▶ **WHAT TO PRODUCE**: Count every line below in which "styles" occurs, then give only the count.

▶ **DATA FOR THIS TASK**:

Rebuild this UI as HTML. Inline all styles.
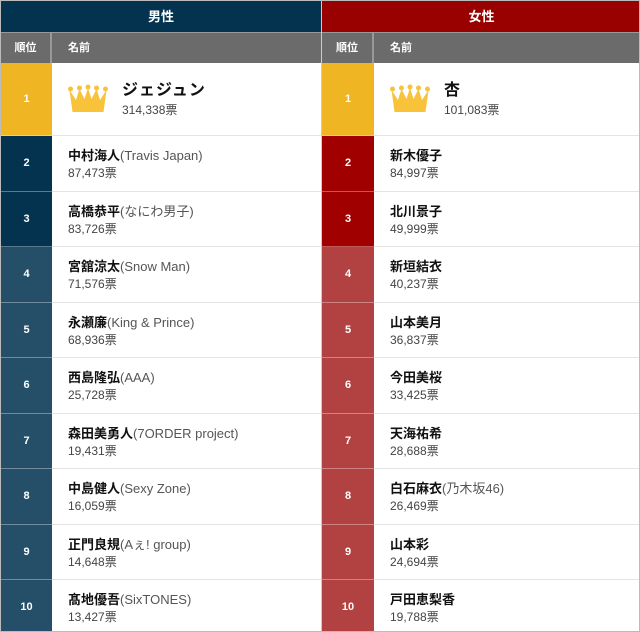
==
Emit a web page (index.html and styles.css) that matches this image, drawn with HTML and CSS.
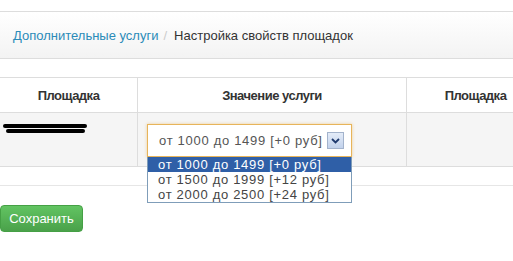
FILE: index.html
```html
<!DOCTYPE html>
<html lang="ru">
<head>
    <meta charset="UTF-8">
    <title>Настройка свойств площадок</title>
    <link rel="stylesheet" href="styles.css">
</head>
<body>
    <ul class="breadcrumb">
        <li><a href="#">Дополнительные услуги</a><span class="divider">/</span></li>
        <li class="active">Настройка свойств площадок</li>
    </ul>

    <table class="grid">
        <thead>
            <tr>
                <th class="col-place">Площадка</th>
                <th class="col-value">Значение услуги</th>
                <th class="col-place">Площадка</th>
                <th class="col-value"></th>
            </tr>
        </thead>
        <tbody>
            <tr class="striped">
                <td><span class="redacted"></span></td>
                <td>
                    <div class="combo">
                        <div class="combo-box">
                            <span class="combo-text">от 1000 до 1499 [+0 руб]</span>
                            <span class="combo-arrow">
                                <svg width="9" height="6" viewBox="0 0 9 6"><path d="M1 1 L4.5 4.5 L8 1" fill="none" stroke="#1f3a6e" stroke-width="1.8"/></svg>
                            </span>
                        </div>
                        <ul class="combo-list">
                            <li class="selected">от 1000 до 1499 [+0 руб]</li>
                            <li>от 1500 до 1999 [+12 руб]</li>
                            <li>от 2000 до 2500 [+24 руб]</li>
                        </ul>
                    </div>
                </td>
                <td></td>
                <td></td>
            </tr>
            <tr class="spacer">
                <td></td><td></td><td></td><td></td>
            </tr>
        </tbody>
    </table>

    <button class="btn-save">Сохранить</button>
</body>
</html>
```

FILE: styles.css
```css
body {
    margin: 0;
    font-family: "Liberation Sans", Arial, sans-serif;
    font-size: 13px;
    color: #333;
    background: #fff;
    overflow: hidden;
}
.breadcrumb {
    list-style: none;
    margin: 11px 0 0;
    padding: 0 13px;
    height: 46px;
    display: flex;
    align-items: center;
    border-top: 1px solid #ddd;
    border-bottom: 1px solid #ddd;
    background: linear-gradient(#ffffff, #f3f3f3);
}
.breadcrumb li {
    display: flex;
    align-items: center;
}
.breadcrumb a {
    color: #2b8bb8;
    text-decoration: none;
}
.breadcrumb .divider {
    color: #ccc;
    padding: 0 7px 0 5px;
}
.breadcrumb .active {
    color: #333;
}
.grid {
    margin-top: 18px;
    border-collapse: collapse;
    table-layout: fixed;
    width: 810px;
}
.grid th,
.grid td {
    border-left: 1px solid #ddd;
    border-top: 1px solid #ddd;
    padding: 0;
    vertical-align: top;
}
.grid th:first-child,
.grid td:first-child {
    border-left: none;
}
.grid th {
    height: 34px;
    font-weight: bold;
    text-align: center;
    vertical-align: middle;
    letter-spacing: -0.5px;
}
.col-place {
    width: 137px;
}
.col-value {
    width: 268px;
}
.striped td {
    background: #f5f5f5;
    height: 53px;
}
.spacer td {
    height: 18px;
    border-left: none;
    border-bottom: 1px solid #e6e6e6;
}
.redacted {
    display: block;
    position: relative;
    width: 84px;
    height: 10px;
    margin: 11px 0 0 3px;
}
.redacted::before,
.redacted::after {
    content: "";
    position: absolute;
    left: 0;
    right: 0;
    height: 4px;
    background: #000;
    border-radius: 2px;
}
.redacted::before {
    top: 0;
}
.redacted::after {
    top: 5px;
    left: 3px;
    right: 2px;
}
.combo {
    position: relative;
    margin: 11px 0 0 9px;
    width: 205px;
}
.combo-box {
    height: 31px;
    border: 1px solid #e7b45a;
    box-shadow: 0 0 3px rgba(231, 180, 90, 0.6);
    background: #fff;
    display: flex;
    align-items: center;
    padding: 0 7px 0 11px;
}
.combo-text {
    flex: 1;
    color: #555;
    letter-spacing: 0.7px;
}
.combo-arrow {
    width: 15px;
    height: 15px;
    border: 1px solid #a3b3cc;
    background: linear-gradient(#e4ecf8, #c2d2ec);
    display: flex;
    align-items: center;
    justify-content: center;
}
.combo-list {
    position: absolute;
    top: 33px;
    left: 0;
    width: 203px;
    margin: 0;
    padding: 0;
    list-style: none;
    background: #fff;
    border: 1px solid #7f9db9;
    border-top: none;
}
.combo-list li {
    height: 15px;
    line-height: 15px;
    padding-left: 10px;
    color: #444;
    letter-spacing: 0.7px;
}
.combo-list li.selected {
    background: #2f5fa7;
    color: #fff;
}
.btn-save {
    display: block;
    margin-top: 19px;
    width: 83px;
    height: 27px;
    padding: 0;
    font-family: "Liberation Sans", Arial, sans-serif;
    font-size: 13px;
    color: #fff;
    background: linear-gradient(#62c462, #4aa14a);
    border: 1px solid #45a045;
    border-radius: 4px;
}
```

▶ **RESPONSE TO THE TASK**: 4